As Cefola is quite aware and mentions in her opening poem, “You might say, Eurydice and Orpheus never had kids, and you’d be right.” Immediately, she sets up an important question that persists throughout the hypothetical realm within her poems: What would have happened to Eurydice and Orpheus had Orpheus never looked back? This question seeps into the story of “Dr. –”, who presses on with his research and at no point stops to ask himself if there will be consequences to his discovery. Cefola points out this fatal flaw in her poem, “[ties]”: “The peculiar quality of genius / ignores limits set by others: doing / something because it can be done.” The book quickly transforms from a mesmerizing, modern depiction of a famous myth into a dissection of the institution of marriage. Indeed, much like the painted cow that Cefola describes in “[moo],” a portion of Free Ferry is “decidedly feminine” and centred on the complex roles taken by women in the marriage relationship: “every wife lost until one / on TV screams into a plate / I can see myself!” But the women in these poems are strong and, like their knives and scissors, “want their edges sharp.” Cefola carves out a space for women to retain a portion of their autonomy in the often restrictive, suburban world she depicts.

With Free Ferry, Cefola generates a looming darkness that hovers over each of her poems.
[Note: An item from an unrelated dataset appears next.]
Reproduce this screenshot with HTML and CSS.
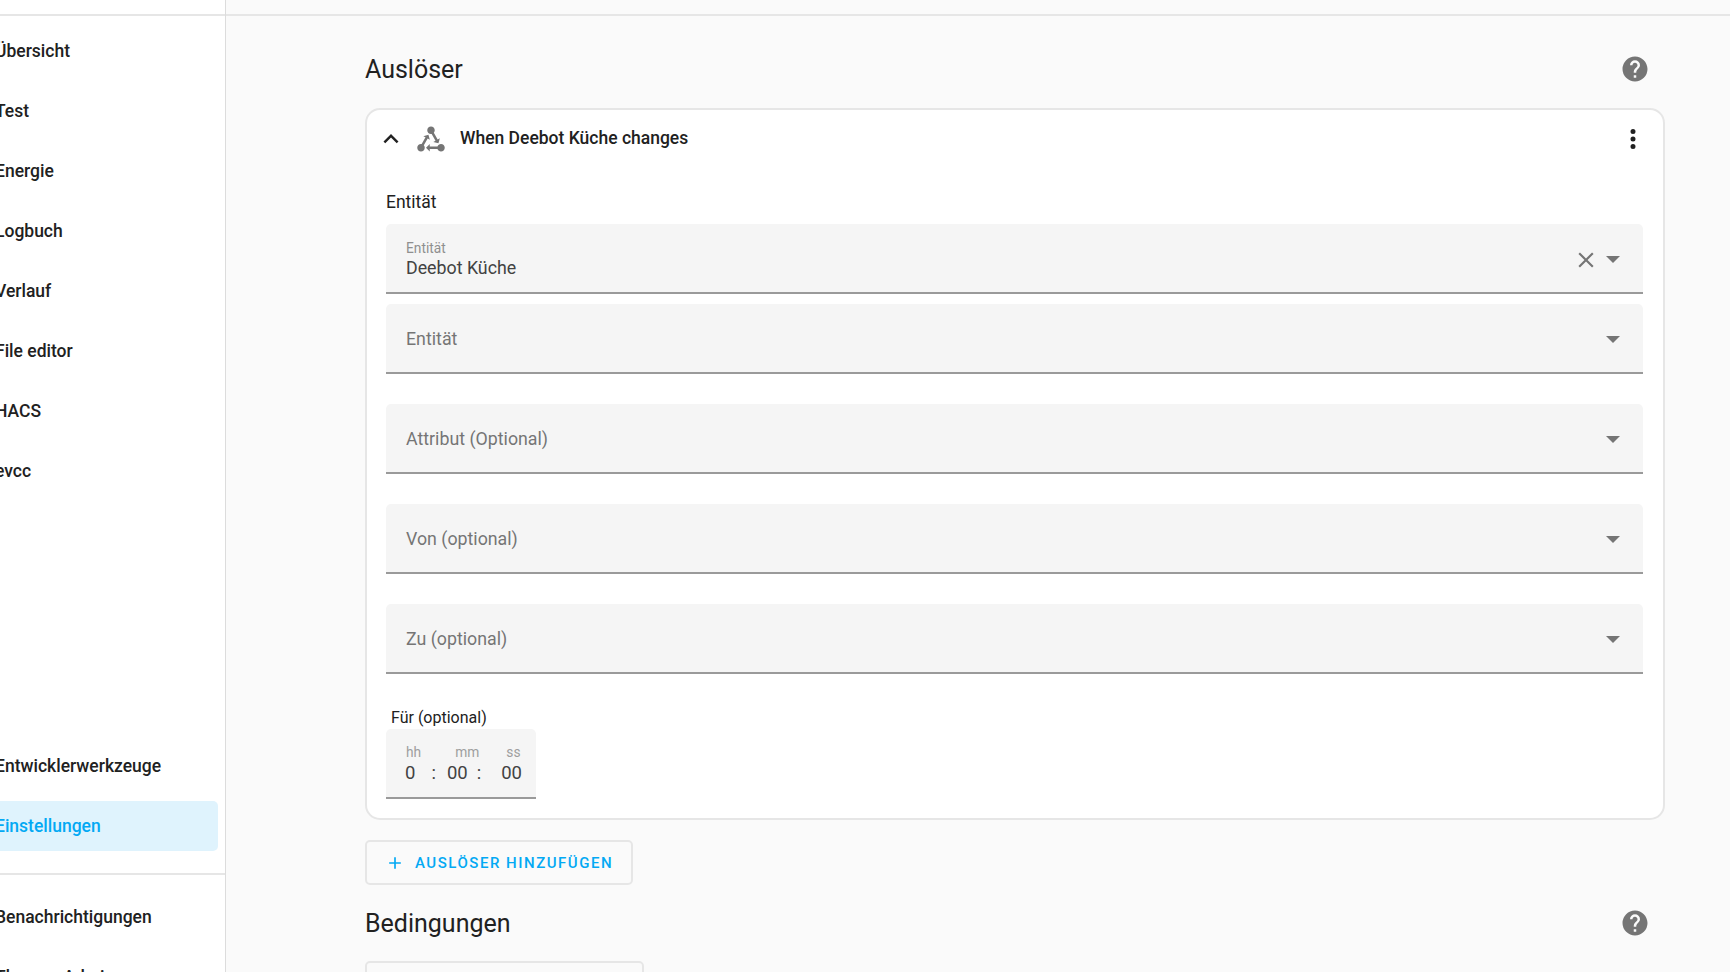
FILE: index.html
```html
<!DOCTYPE html>
<html lang="de">
<head>
<meta charset="utf-8">
<title>Automation</title>
<link rel="stylesheet" href="styles.css">
</head>
<body>
<div class="app">
  <aside class="sidebar">
    <div class="bar"></div>
    <nav class="nav nav-main">
      <a class="item"><span class="label">Übersicht</span></a>
      <a class="item"><span class="label">Test</span></a>
      <a class="item"><span class="label">Energie</span></a>
      <a class="item"><span class="label">Logbuch</span></a>
      <a class="item"><span class="label">Verlauf</span></a>
      <a class="item"><span class="label">File editor</span></a>
      <a class="item"><span class="label">HACS</span></a>
      <a class="item"><span class="label">evcc</span></a>
    </nav>
    <nav class="nav nav-tools">
      <a class="item"><span class="label">Entwicklerwerkzeuge</span></a>
      <a class="item active"><span class="label">Einstellungen</span></a>
    </nav>
    <nav class="nav nav-user">
      <a class="item"><span class="label">Benachrichtigungen</span></a>
      <a class="item"><span class="label">Thomas Admin</span></a>
    </nav>
  </aside>
  <main class="main">
    <div class="bar"></div>
    <div class="content">
      <header class="section-head section-first">
        <h2>Auslöser</h2>
        <svg class="help" viewBox="0 0 24 24"><path d="M15.07,11.25L14.17,12.17C13.45,12.89 13,13.5 13,15H11V14.5C11,13.39 11.45,12.39 12.17,11.67L13.41,10.41C13.78,10.05 14,9.55 14,9C14,7.89 13.1,7 12,7A2,2 0 0,0 10,9H8A4,4 0 0,1 12,5A4,4 0 0,1 16,9C16,9.88 15.64,10.67 15.07,11.25M13,19H11V17H13M12,2A10,10 0 0,0 2,12A10,10 0 0,0 12,22A10,10 0 0,0 22,12C22,6.47 17.5,2 12,2Z"/></svg>
      </header>
      <section class="card">
        <div class="card-head">
          <svg class="chevron" viewBox="0 0 24 24"><path d="M7.41,15.41L12,10.83L16.59,15.41L18,14L12,8L6,14L7.41,15.41Z"/></svg>
          <svg class="machine" viewBox="0 0 24 24"><path d="M6.27 17.05C6.72 17.58 7 18.25 7 19C7 20.66 5.66 22 4 22S1 20.66 1 19 2.34 16 4 16C4.18 16 4.36 16 4.53 16.05L7.6 10.69L5.86 9.7L9.95 8.58L11.07 12.67L9.33 11.68L6.27 17.05M20 16C18.7 16 17.6 16.84 17.18 18H11V16L8 19L11 22V20H17.18C17.6 21.16 18.7 22 20 22C21.66 22 23 20.66 23 19S21.66 16 20 16M12 8C12.18 8 12.36 8 12.53 7.95L15.6 13.31L13.86 14.3L17.95 15.42L19.07 11.33L17.33 12.32L14.27 6.95C14.72 6.42 15 5.75 15 5C15 3.34 13.66 2 12 2S9 3.34 9 5 10.34 8 12 8Z"/></svg>
          <span class="card-title">When Deebot Küche changes</span>
          <svg class="dots" viewBox="0 0 24 24"><path d="M12,16A2,2 0 0,1 14,18A2,2 0 0,1 12,20A2,2 0 0,1 10,18A2,2 0 0,1 12,16M12,10A2,2 0 0,1 14,12A2,2 0 0,1 12,14A2,2 0 0,1 10,12A2,2 0 0,1 12,10M12,4A2,2 0 0,1 14,6A2,2 0 0,1 12,8A2,2 0 0,1 10,6A2,2 0 0,1 12,4Z"/></svg>
        </div>
        <div class="group-label">Entität</div>
        <div class="field field-filled">
          <div class="field-text">
            <span class="float-label">Entität</span>
            <span class="value">Deebot Küche</span>
          </div>
          <svg class="clear" viewBox="0 0 24 24"><path d="M19,6.41L17.59,5L12,10.59L6.41,5L5,6.41L10.59,12L5,17.59L6.41,19L12,13.41L17.59,19L19,17.59L13.41,12L19,6.41Z"/></svg>
          <span class="arrow"></span>
        </div>
        <div class="field field-second"><span class="placeholder">Entität</span><span class="arrow"></span></div>
        <div class="field field-spaced"><span class="placeholder">Attribut (Optional)</span><span class="arrow"></span></div>
        <div class="field field-spaced"><span class="placeholder">Von (optional)</span><span class="arrow"></span></div>
        <div class="field field-spaced"><span class="placeholder">Zu (optional)</span><span class="arrow"></span></div>
        <div class="duration-label">Für (optional)</div>
        <div class="duration">
          <div class="duration-row duration-names">
            <span class="n-hh">hh</span><span class="n-mm">mm</span><span class="n-ss">ss</span>
          </div>
          <div class="duration-row duration-values">
            <span class="v-hh">0</span><span class="v-c1">:</span><span class="v-mm">00</span><span class="v-c2">:</span><span class="v-ss">00</span>
          </div>
        </div>
      </section>
      <button class="add add-trigger">
        <svg class="plus" viewBox="0 0 24 24"><path d="M19,13H13V19H11V13H5V11H11V5H13V11H19V13Z"/></svg>
        <span>AUSLÖSER HINZUFÜGEN</span>
      </button>
      <header class="section-head section-next">
        <h2>Bedingungen</h2>
        <svg class="help" viewBox="0 0 24 24"><path d="M15.07,11.25L14.17,12.17C13.45,12.89 13,13.5 13,15H11V14.5C11,13.39 11.45,12.39 12.17,11.67L13.41,10.41C13.78,10.05 14,9.55 14,9C14,7.89 13.1,7 12,7A2,2 0 0,0 10,9H8A4,4 0 0,1 12,5A4,4 0 0,1 16,9C16,9.88 15.64,10.67 15.07,11.25M13,19H11V17H13M12,2A10,10 0 0,0 2,12A10,10 0 0,0 12,22A10,10 0 0,0 22,12C22,6.47 17.5,2 12,2Z"/></svg>
      </header>
      <button class="add add-condition"></button>
    </div>
  </main>
</div>
</body>
</html>
```
FILE: styles.css
```css
* { box-sizing: border-box; }
html, body { margin: 0; height: 100%; overflow: hidden; }
body { font-family: Roboto, "Liberation Sans", sans-serif; color: #212121; background: #fafafa; }
.app { display: grid; grid-template-columns: 226px 1fr; height: 972px; overflow: hidden; }
.bar { height: 16px; border-bottom: 2px solid #e6e6e6; }
.sidebar { background: #fff; border-right: 1px solid #dcdcdc; overflow: hidden; height: 972px; }
.main { background: #fafafa; overflow: hidden; height: 972px; }
.nav { display: flex; flex-direction: column; gap: 10px; }
.nav-main { padding-top: 9px; }
.nav-tools { margin-top: 246px; padding-bottom: 22px; border-bottom: 2px solid #e6e6e6; }
.nav-user { padding-top: 17px; }
.item { display: flex; align-items: center; flex: none; height: 50px; width: 218px; font-size: 17.5px; font-weight: 500; border-radius: 0 5px 5px 0; }
.label { margin-left: -5px; padding-top: 1px; white-space: nowrap; }
.nav-tools .label, .nav-user .label { padding-top: 0; }
.item.active { background: #dff3fd; color: #03a9f4; }
.content { padding: 0 65px 0 139px; }
.section-head { display: flex; align-items: center; justify-content: space-between; height: 40px; }
.section-first { margin-top: 33px; }
.section-first h2 { padding-top: 1px; }
.section-next { margin-top: 19px; }
.section-next .help { margin-bottom: 2px; }
.section-head h2 { margin: 0; font-size: 25px; font-weight: 400; line-height: 40px; }
.help { width: 30px; height: 30px; fill: #757575; margin-right: 15px; }
.card { margin-top: 19px; height: 712px; background: #fff; border: 2px solid #e6e6e6; border-radius: 15px; padding: 0 20px 0 19px; }
.card-head { display: flex; align-items: center; height: 58px; margin-left: -4px; }
.chevron { width: 30px; height: 30px; fill: #212121; flex: none; margin-left: -6px; }
.machine { width: 30px; height: 30px; fill: #757575; flex: none; margin-left: 10px; }
.card-title { font-size: 17.5px; font-weight: 500; margin-left: 14px; flex: 1; padding-bottom: 2px; }
.dots { width: 30px; height: 30px; fill: #212121; flex: none; margin-right: -5px; }
.group-label { margin-top: 21px; height: 35px; font-size: 17.5px; line-height: 26px; }
.field { display: flex; align-items: center; height: 70px; background: #f5f5f5; border-bottom: 2px solid #9a9a9a; border-radius: 5px 5px 0 0; padding: 0 20px; }
.field-second { margin-top: 10px; }
.field-spaced { margin-top: 30px; }
.field-text { display: flex; flex-direction: column; flex: 1; padding-top: 1px; }
.float-label { font-size: 13.75px; line-height: 18px; color: #8f8f8f; }
.value { font-size: 17.8px; line-height: 22px; color: #424242; }
.placeholder { flex: 1; font-size: 17.8px; color: #757575; padding-top: 1px; }
.clear { width: 26px; height: 26px; fill: #757575; margin-right: 5px; margin-top: 3px; flex: none; }
.arrow { flex: none; width: 0; height: 0; margin: 2px 3px 0 2px; border-left: 7px solid transparent; border-right: 7px solid transparent; border-top: 7px solid #757575; }
.duration-label { margin: 33px 0 0 5px; font-size: 16px; line-height: 22px; height: 22px; }
.duration { width: 150px; height: 70px; background: #f5f5f5; border-bottom: 2px solid #9a9a9a; border-radius: 5px 5px 0 0; padding-top: 14px; }
.duration-row { display: flex; white-space: nowrap; }
.duration-names { font-size: 13.75px; line-height: 18px; color: #9e9e9e; }
.duration-values { font-size: 18.5px; line-height: 24px; color: #424242; }
.n-hh { margin-left: 20px; }
.n-mm { margin-left: 34px; }
.n-ss { margin-left: 27px; }
.v-hh { margin-left: 19px; }
.v-c1 { margin-left: 16px; }
.v-mm { margin-left: 11px; }
.v-c2 { margin-left: 9px; }
.v-ss { margin-left: 20px; }
.add { display: flex; align-items: center; height: 45px; background: transparent; border: 2px solid #e6e6e6; border-radius: 5px; padding: 0; font-family: inherit; color: #03a9f4; }
.add-trigger { margin-top: 20px; width: 268px; padding-left: 18px; font-size: 15px; font-weight: 500; letter-spacing: 1.52px; }
.add-condition { margin-top: 17px; width: 279px; }
.plus { width: 20px; height: 20px; fill: #03a9f4; margin-right: 10px; flex: none; }
```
From the growing cracks in Eurydice and Orpheus’s marriage to the threat of nuclear annihilation, Cefola expertly balances the mundanity of everyday life with the fear that it could all be lost in an instant, all the while threading a captivating mystery on the nature of the relationship between Eurydice’s family and the mysterious “Dr. –”. Free Ferry is not only an exploration of the Orpheus myth, but a modern retelling of the Pandora’s Box tale — and, as a collection, is “charged like a god’s hot breath.”